— Task —
Restate each of the lines below word for word and drop every picture.

— Provided material —
⁂

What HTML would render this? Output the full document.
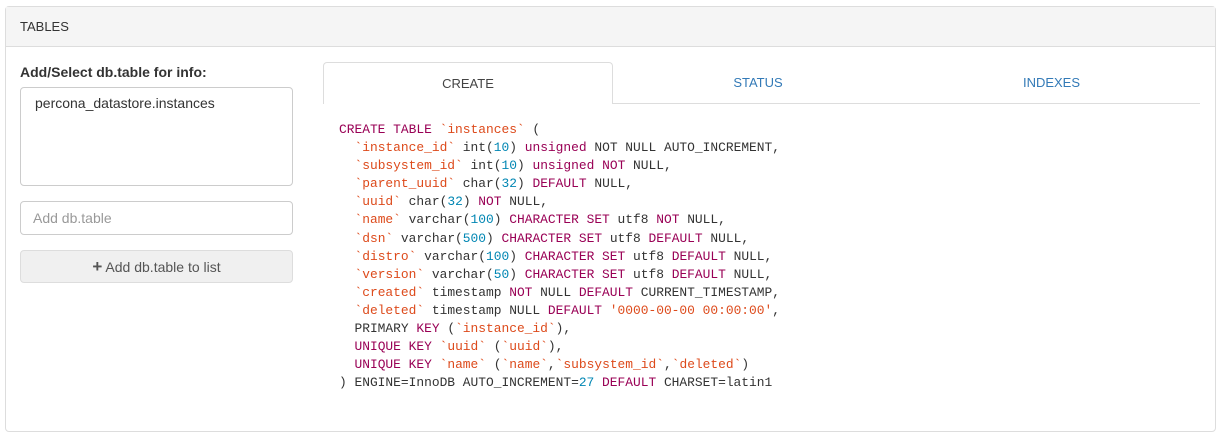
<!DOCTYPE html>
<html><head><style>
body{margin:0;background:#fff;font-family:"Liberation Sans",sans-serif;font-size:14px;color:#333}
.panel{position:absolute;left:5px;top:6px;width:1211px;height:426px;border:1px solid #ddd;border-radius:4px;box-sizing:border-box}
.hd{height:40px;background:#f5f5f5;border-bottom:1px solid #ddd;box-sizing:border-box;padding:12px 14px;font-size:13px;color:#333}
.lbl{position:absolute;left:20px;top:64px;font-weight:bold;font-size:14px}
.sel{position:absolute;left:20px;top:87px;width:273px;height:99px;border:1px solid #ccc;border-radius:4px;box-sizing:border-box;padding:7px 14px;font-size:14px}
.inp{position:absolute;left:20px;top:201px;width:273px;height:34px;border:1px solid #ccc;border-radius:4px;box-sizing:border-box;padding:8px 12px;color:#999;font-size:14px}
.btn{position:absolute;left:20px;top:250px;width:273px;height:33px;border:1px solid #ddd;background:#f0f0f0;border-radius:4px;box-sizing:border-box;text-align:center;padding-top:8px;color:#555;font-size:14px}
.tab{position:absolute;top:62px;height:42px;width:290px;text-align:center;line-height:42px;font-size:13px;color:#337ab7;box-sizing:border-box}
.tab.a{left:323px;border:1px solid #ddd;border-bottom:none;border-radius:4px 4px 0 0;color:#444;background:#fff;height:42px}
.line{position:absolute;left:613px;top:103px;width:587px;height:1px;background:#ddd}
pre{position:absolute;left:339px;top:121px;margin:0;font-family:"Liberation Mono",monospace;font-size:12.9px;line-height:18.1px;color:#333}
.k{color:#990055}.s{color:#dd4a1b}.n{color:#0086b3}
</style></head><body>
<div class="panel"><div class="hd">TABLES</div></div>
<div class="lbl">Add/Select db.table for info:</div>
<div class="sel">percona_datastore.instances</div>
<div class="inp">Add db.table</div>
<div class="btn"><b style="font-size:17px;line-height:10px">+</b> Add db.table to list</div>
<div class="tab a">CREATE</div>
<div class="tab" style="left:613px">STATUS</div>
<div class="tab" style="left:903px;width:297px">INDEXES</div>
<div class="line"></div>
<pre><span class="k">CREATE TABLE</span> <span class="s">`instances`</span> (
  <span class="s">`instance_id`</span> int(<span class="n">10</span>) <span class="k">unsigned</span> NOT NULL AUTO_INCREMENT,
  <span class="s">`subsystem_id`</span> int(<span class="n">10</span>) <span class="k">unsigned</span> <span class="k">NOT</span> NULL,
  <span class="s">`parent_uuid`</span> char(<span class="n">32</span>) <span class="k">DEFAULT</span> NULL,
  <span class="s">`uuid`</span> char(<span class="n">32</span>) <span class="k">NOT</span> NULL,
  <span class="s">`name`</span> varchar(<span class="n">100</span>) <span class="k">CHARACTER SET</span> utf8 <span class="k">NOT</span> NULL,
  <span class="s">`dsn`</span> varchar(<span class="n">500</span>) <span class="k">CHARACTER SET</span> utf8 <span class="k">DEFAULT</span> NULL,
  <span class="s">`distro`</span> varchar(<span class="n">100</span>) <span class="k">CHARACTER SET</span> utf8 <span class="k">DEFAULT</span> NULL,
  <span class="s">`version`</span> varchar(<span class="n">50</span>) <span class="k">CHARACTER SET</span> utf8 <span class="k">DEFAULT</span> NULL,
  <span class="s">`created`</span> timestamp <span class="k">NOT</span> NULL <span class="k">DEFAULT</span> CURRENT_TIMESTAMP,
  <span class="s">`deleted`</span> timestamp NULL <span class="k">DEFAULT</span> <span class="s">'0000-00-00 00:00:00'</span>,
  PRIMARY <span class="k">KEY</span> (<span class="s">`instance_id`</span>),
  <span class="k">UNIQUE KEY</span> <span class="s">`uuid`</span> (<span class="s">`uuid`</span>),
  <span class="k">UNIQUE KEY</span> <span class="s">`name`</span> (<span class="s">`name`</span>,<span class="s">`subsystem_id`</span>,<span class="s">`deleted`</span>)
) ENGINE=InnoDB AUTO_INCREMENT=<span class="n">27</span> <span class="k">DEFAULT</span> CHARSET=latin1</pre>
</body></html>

⁂

— Expected output —
What HTML would render this? Output the full document.
<!DOCTYPE html>
<html><head><style>
body{margin:0;background:#fff;font-family:"Liberation Sans",sans-serif;font-size:14px;color:#333}
.panel{position:absolute;left:5px;top:6px;width:1211px;height:426px;border:1px solid #ddd;border-radius:4px;box-sizing:border-box}
.hd{height:40px;background:#f5f5f5;border-bottom:1px solid #ddd;box-sizing:border-box;padding:12px 14px;font-size:13px;color:#333}
.lbl{position:absolute;left:20px;top:64px;font-weight:bold;font-size:14px}
.sel{position:absolute;left:20px;top:87px;width:273px;height:99px;border:1px solid #ccc;border-radius:4px;box-sizing:border-box;padding:7px 14px;font-size:14px}
.inp{position:absolute;left:20px;top:201px;width:273px;height:34px;border:1px solid #ccc;border-radius:4px;box-sizing:border-box;padding:8px 12px;color:#999;font-size:14px}
.btn{position:absolute;left:20px;top:250px;width:273px;height:33px;border:1px solid #ddd;background:#f0f0f0;border-radius:4px;box-sizing:border-box;text-align:center;padding-top:8px;color:#555;font-size:14px}
.tab{position:absolute;top:62px;height:42px;width:290px;text-align:center;line-height:42px;font-size:13px;color:#337ab7;box-sizing:border-box}
.tab.a{left:323px;border:1px solid #ddd;border-bottom:none;border-radius:4px 4px 0 0;color:#444;background:#fff;height:42px}
.line{position:absolute;left:613px;top:103px;width:587px;height:1px;background:#ddd}
pre{position:absolute;left:339px;top:121px;margin:0;font-family:"Liberation Mono",monospace;font-size:12.9px;line-height:18.1px;color:#333}
.k{color:#990055}.s{color:#dd4a1b}.n{color:#0086b3}
</style></head><body>
<div class="panel"><div class="hd">TABLES</div></div>
<div class="lbl">Add/Select db.table for info:</div>
<div class="sel">percona_datastore.instances</div>
<div class="inp">Add db.table</div>
<div class="btn"><b style="font-size:17px;line-height:10px">+</b> Add db.table to list</div>
<div class="tab a">CREATE</div>
<div class="tab" style="left:613px">STATUS</div>
<div class="tab" style="left:903px;width:297px">INDEXES</div>
<div class="line"></div>
<pre><span class="k">CREATE TABLE</span> <span class="s">`instances`</span> (
  <span class="s">`instance_id`</span> int(<span class="n">10</span>) <span class="k">unsigned</span> NOT NULL AUTO_INCREMENT,
  <span class="s">`subsystem_id`</span> int(<span class="n">10</span>) <span class="k">unsigned</span> <span class="k">NOT</span> NULL,
  <span class="s">`parent_uuid`</span> char(<span class="n">32</span>) <span class="k">DEFAULT</span> NULL,
  <span class="s">`uuid`</span> char(<span class="n">32</span>) <span class="k">NOT</span> NULL,
  <span class="s">`name`</span> varchar(<span class="n">100</span>) <span class="k">CHARACTER SET</span> utf8 <span class="k">NOT</span> NULL,
  <span class="s">`dsn`</span> varchar(<span class="n">500</span>) <span class="k">CHARACTER SET</span> utf8 <span class="k">DEFAULT</span> NULL,
  <span class="s">`distro`</span> varchar(<span class="n">100</span>) <span class="k">CHARACTER SET</span> utf8 <span class="k">DEFAULT</span> NULL,
  <span class="s">`version`</span> varchar(<span class="n">50</span>) <span class="k">CHARACTER SET</span> utf8 <span class="k">DEFAULT</span> NULL,
  <span class="s">`created`</span> timestamp <span class="k">NOT</span> NULL <span class="k">DEFAULT</span> CURRENT_TIMESTAMP,
  <span class="s">`deleted`</span> timestamp NULL <span class="k">DEFAULT</span> <span class="s">'0000-00-00 00:00:00'</span>,
  PRIMARY <span class="k">KEY</span> (<span class="s">`instance_id`</span>),
  <span class="k">UNIQUE KEY</span> <span class="s">`uuid`</span> (<span class="s">`uuid`</span>),
  <span class="k">UNIQUE KEY</span> <span class="s">`name`</span> (<span class="s">`name`</span>,<span class="s">`subsystem_id`</span>,<span class="s">`deleted`</span>)
) ENGINE=InnoDB AUTO_INCREMENT=<span class="n">27</span> <span class="k">DEFAULT</span> CHARSET=latin1</pre>
</body></html>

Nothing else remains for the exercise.